Enhancing Micro Gesture Recognition for Emotion Understanding via Context-aware Visual-Text Contrastive Learning
Deng Li, Bohao Xing, Xin Liu
TL;DR
This work tackles emotion understanding from Micro Gestures (MG) while avoiding biometric data, by leveraging MG clips paired with textual MG labels. It introduces a visual-text contrastive learning framework that maps MG clips and label texts into a shared latent space, aided by Adaptive prompting to fuse visual context, with alignment performed via KL divergence and a projection dimension of $D=256$ and temperature $\tau=0.05$. The approach achieves state-of-the-art MG recognition on the iMiGUE and SMG datasets and shows that using textual MG predictions improves video-level emotion understanding by roughly 2–6%. The authors provide code at https://github.com/linuxsino/Visual-Text-MG, underscoring the practical value of cross-modal cues for affective computing and human–computer interaction.
Abstract
Psychological studies have shown that Micro Gestures (MG) are closely linked to human emotions. MG-based emotion understanding has attracted much attention because it allows for emotion understanding through nonverbal body gestures without relying on identity information (e.g., facial and electrocardiogram data). Therefore, it is essential to recognize MG effectively for advanced emotion understanding.
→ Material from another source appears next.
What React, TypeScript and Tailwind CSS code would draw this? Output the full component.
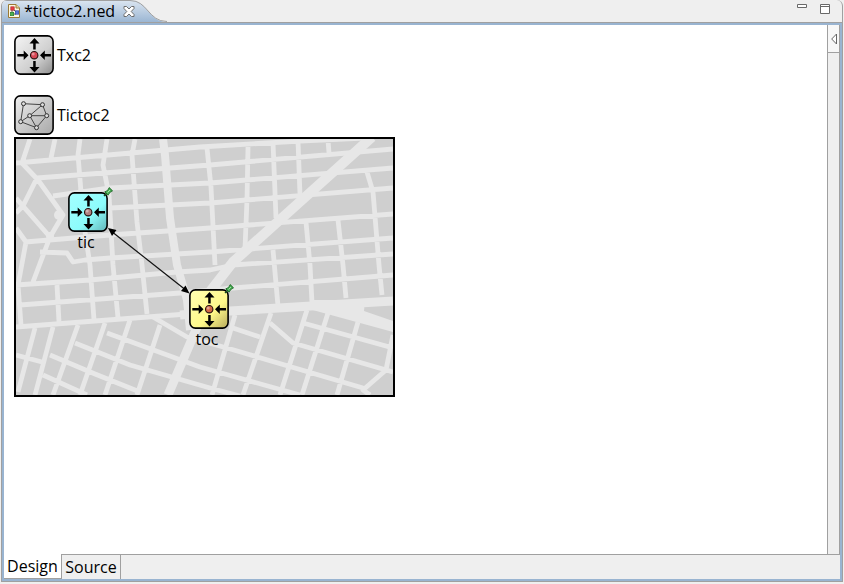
import React from "react";

const narrowStreets = [
  "M16 163L200 147L300 141L365 138",
  "M37 178L210 165L393 149",
  "M53 196L110 188L210 183L393 168",
  "M110 208L210 203L393 188",
  "M25 242L110 235L210 228L393 214",
  "M40 252L67 253L73 262L85 260L110 258L210 252L393 238",
  "M16 285L90 280L177 272L210 270L233 265L393 254",
  "M20 305L180 293L233 288L393 275",
  "M30 139L22 163",
  "M55 139L51 158",
  "M80 139L78 155L81 192",
  "M107 139L103 165L109 195L113 265L118 318",
  "M135 139L132 155L137 222L142 265L147 314",
  "M207 148L211 187L215 265",
  "M248 147L247 200L245 248",
  "M273 142L276 218",
  "M298 141L300 195",
  "M328 140L329 153",
  "M367 172L373 192L379 265L382 295",
  "M306 222L310 265L312 303",
  "M338 220L343 265L346 298",
  "M273 250L278 306",
  "M22 163L38 180L63 215L50 237L33 282",
  "M37 178L23 206L16 213",
  "M16 198L50 237",
  "M16 228L26 242L18 285L21 325",
  "M85 232L90 265L94 320",
  "M57 285L59 322",
  "M35 328L18 392",
  "M53 327L35 395",
  "M78 325L53 395",
  "M105 323L80 395",
  "M130 320L105 395",
  "M160 325L137 395",
  "M235 315L212 395",
  "M271 313L243 395",
  "M307 310L280 395",
  "M328 313L302 395",
  "M358 322L337 395",
  "M393 335L386 370L363 390L370 395",
  "M16 355L42 362",
  "M43 375L87 395",
  "M50 355L95 374L140 392",
  "M75 343L130 365L210 388L240 396",
  "M107 333L200 367L300 395",
  "M153 317L187 337L227 348L363 388",
  "M233 328L260 337",
  "M270 323L293 343L393 372",
  "M303 323L393 348",
];

function StreetMap() {
  return (
    <svg viewBox="16 139 377 256" className="block h-[256px] w-[377px]" aria-hidden="true">
      <rect x="16" y="139" width="377" height="256" fill="#cfcfcf" />
      <g fill="none" stroke="#e7e7e7" strokeLinejoin="round">
        <path d={narrowStreets.join("")} strokeWidth="4.8" />
        <path d="M163 139L165 155L170 218L177 265L187 300L190 330" strokeWidth="8" />
        <path d="M372 137L233 262L205 298" strokeWidth="10" />
        <path d="M16 327L187 314" strokeWidth="5" />
        <path d="M180 315L230 311L393 301" strokeWidth="9" />
        <path d="M198 325L168 395" strokeWidth="9" />
      </g>
      <path d="M313 300L365 300L364 311L393 321V332L309 309Z" fill="#e7e7e7" />
      <circle cx="59" cy="215" r="5" fill="#e7e7e7" />
      <circle cx="50" cy="236" r="4" fill="#e7e7e7" />
    </svg>
  );
}

function ModuleIcon({ id, light, base, dark, dot }: { id: string; light: string; base: string; dark: string; dot: string }) {
  return (
    <svg viewBox="0 0 40 40" className="block size-10 shrink-0" aria-hidden="true">
      <defs>
        <linearGradient id={id} x1="0" y1="0" x2="1" y2="1">
          <stop offset="0" stopColor={light} />
          <stop offset="0.6" stopColor={base} />
          <stop offset="1" stopColor={dark} />
        </linearGradient>
      </defs>
      <rect x="0.9" y="0.9" width="38.2" height="38.2" rx="5.5" fill={`url(#${id})`} stroke="#000" strokeWidth="1.6" />
      <g fill="#000">
        <path d="M20.500 3L15.500 8.500H19.200V14.500H21.700V8.500H25.500Z" />
        <path d="M20.500 37.500L15.500 32H19.200V26H21.700V32H25.500Z" />
        <path d="M14.500 20.300L9.700 15.500V19H3.300V21.600H9.700V25.100Z" />
        <path d="M26 20.300L30.800 15.500V19H37V21.600H30.800V25.100Z" />
      </g>
      <circle cx="20.2" cy="20.2" r="3.7" fill={dot} stroke="#25100f" strokeWidth="1.1" />
      <circle cx="19.2" cy="18.9" r="1.5" fill="#fff" opacity="0.4" />
    </svg>
  );
}

function NetworkIcon() {
  const nodes = [[9.5, 8.7], [28.5, 9.7], [15.7, 20.7], [32.7, 20.7], [6.7, 26.7], [22.5, 32.7]];
  return (
    <svg viewBox="0 0 40 40" className="block size-10 shrink-0" aria-hidden="true">
      <defs>
        <linearGradient id="network" x1="0" y1="0" x2="1" y2="1">
          <stop offset="0" stopColor="#efefef" />
          <stop offset="1" stopColor="#a8a8a8" />
        </linearGradient>
      </defs>
      <rect x="0.9" y="0.9" width="38.2" height="38.2" rx="5.5" fill="url(#network)" stroke="#000" strokeWidth="1.6" />
      <path d="M9.5 8.7L28.5 9.7L32.7 20.7L22.5 32.7L6.7 26.7ZM28.5 9.7L15.7 20.7H32.7M6.7 26.7L15.7 20.7L22.5 32.7" fill="none" stroke="#444" />
      {nodes.map(([x, y]) => (
        <circle key={`${x}-${y}`} cx={x} cy={y} r="2" fill="#ddd" stroke="#333" />
      ))}
    </svg>
  );
}

function Pin() {
  return (
    <svg viewBox="0 0 10 10" className="absolute -top-[5px] -right-[5px] size-[10px]" aria-hidden="true">
      <path d="M1 9L4 6" stroke="#174d1b" strokeWidth="1.5" />
      <path d="M1.800 4.800L5 8.200L6 6.500L8 4.600L9.500 3.800L6.200 0.600L5.400 2.200L3.500 4.200Z" fill="#48ae55" stroke="#17651f" strokeWidth="0.9" />
      <path d="M4.500 5.500L7 3" stroke="#a5e2a5" />
    </svg>
  );
}

function FileIcon() {
  return (
    <svg viewBox="0 0 12 14" className="block h-[14px] w-[12px]" aria-hidden="true">
      <path d="M0.5 0.5H8L11.5 4V13.5H0.5Z" fill="#fff8df" stroke="#9a7a35" />
      <path d="M8 0.5V4H11.5" fill="#ead59b" stroke="#9a7a35" />
      <path d="M4 5V10M4 10H8M5 5L8 8" stroke="#555" fill="none" />
      <rect x="2.8" y="2.8" width="3.4" height="3.4" fill="#e83c42" stroke="#a02634" strokeWidth="0.6" />
      <rect x="2.3" y="8.3" width="3.4" height="3.4" fill="#4bb34e" stroke="#21772a" strokeWidth="0.6" />
      <rect x="7.3" y="6.8" width="3.4" height="3.4" fill="#5877dc" stroke="#263e9d" strokeWidth="0.6" />
    </svg>
  );
}

function TitleBar() {
  return (
    <header className="relative flex h-[22px] shrink-0 items-center justify-between pr-3 pl-1.5">
      <svg viewBox="0 0 170 22" className="absolute top-0 left-0 h-[22px] w-[170px]" aria-hidden="true">
        <defs>
          <linearGradient id="tab" x1="0" y1="0" x2="0" y2="1">
            <stop offset="0" stopColor="#dce6f1" />
            <stop offset="1" stopColor="#9bb6d3" />
          </linearGradient>
        </defs>
        <path d="M0 22V3Q0 0 3 0H128C146 0 146 22 165 22Z" fill="url(#tab)" />
        <path d="M0 0.5H128C146 0.500 146 21.500 165 21.500" fill="none" stroke="#a0a0a0" />
      </svg>
      <div className="relative flex items-center">
        <FileIcon />
        <h1 className="ml-1 text-base leading-[22px]">*tictoc2.ned</h1>
        <button aria-label="Close" className="ml-2">
          <svg viewBox="0 0 12 11" className="block h-[11px] w-[12px]">
            <path d="M1 0.5H3.5L6 3L8.5 0.5H11V2.5L8.2 5.5L11 8.5V10.5H8.5L6 8L3.5 10.5H1V8.5L3.8 5.5L1 2.5Z" fill="#fff" stroke="#6d6d6d" />
          </svg>
        </button>
      </div>
      <div className="flex items-start gap-[13px] pb-1">
        <button aria-label="Minimize">
          <svg viewBox="0 0 10 10" className="block size-[10px]">
            <path d="M0.5 0.5H9.5V3.5H0.5Z" fill="#fff" stroke="#696969" />
          </svg>
        </button>
        <button aria-label="Maximize">
          <svg viewBox="0 0 10 10" className="block size-[10px]">
            <path d="M0.5 0.5H9.5V9.5H0.5ZM0.5 2.5H9.5" fill="#fff" stroke="#696969" />
          </svg>
        </button>
      </div>
    </header>
  );
}

function SubmodulesCanvas() {
  return (
    <section aria-label="Tictoc2 network" className="relative mt-0.5 w-fit border-2 border-black">
      <StreetMap />
      <svg viewBox="16 139 377 256" className="absolute inset-0 h-[256px] w-[377px]" aria-hidden="true">
        <path d="M111 231L187 291" stroke="#111" strokeWidth="1.2" />
        <path d="M108 228L116.500 230L112 236ZM189.500 293.500L181 291L185.500 285.500Z" fill="#000" />
      </svg>
      <div className="absolute top-[53px] left-[52px] w-10">
        <ModuleIcon id="tic" light="#a4ffff" base="#8cfcfc" dark="#62b4b8" dot="#b18080" />
        <Pin />
        <p className="pr-1 text-center text-base leading-5">tic</p>
      </div>
      <div className="absolute top-[150px] left-[173px] w-10">
        <ModuleIcon id="toc" light="#ffffb4" base="#fff98a" dark="#b8ab5c" dot="#d26745" />
        <Pin />
        <p className="pr-1 text-center text-base leading-5">toc</p>
      </div>
    </section>
  );
}

export default function App() {
  return (
    <div className="h-screen bg-[#efefef] pr-px pb-0.5 pl-px font-['Open_Sans','Noto_Sans',sans-serif] text-black">
      <div className="flex h-full flex-col overflow-hidden rounded-t-md border-x border-b border-[#a0a0a0]">
        <TitleBar />
        <div className="flex min-h-0 flex-1 flex-col border-t border-[#a0a0a0]">
          <div className="flex min-h-0 flex-1 flex-col border-2 border-[#99b4d1]">
            <div className="flex min-h-0 flex-1">
              <main className="min-w-0 flex-1 overflow-hidden bg-white pt-2.5 pl-2.5">
                <div className="flex items-center gap-[3px]">
                  <ModuleIcon id="txc" light="#f5f5f5" base="#d0d0d0" dark="#8c8c8c" dot="#d84856" />
                  <span className="text-base leading-5">Txc2</span>
                </div>
                <div className="mt-5 flex items-center gap-[3px]">
                  <NetworkIcon />
                  <span className="text-base leading-5">Tictoc2</span>
                </div>
                <SubmodulesCanvas />
              </main>
              <aside className="w-[13px] shrink-0 border-x border-[#a0a0a0]">
                <button aria-label="Show palette" className="flex h-7 w-full items-center justify-center border-b border-[#a0a0a0] bg-[#f7f7f7]">
                  <svg viewBox="0 0 6 12" className="h-3 w-1.5">
                    <path d="M5.500 1V11L0.700 6Z" fill="#fff" stroke="#666" />
                  </svg>
                </button>
              </aside>
            </div>
            <nav className="flex h-[25px] shrink-0 text-base leading-[23px]">
              <button className="w-[57px] border-b border-[#a0a0a0] bg-white text-center">Design</button>
              <div className="flex flex-1 border-t border-l border-[#a0a0a0]">
                <button className="w-[59px] border-r border-[#a0a0a0] text-center">Source</button>
              </div>
            </nav>
          </div>
        </div>
      </div>
    </div>
  );
}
However, existing Micro Gesture Recognition (MGR) methods utilize only a single modality (e.g., RGB or skeleton) while overlooking crucial textual information. In this letter, we propose a simple but effective visual-text contrastive learning solution that utilizes text information for MGR. In addition, instead of using handcrafted prompts for visual-text contrastive learning, we propose a novel module called Adaptive prompting to generate context-aware prompts. The experimental results show that the proposed method achieves state-of-the-art performance on two public datasets. Furthermore, based on an empirical study utilizing the results of MGR for emotion understanding, we demonstrate that using the textual results of MGR significantly improves performance by 6%+ compared to directly using video as input.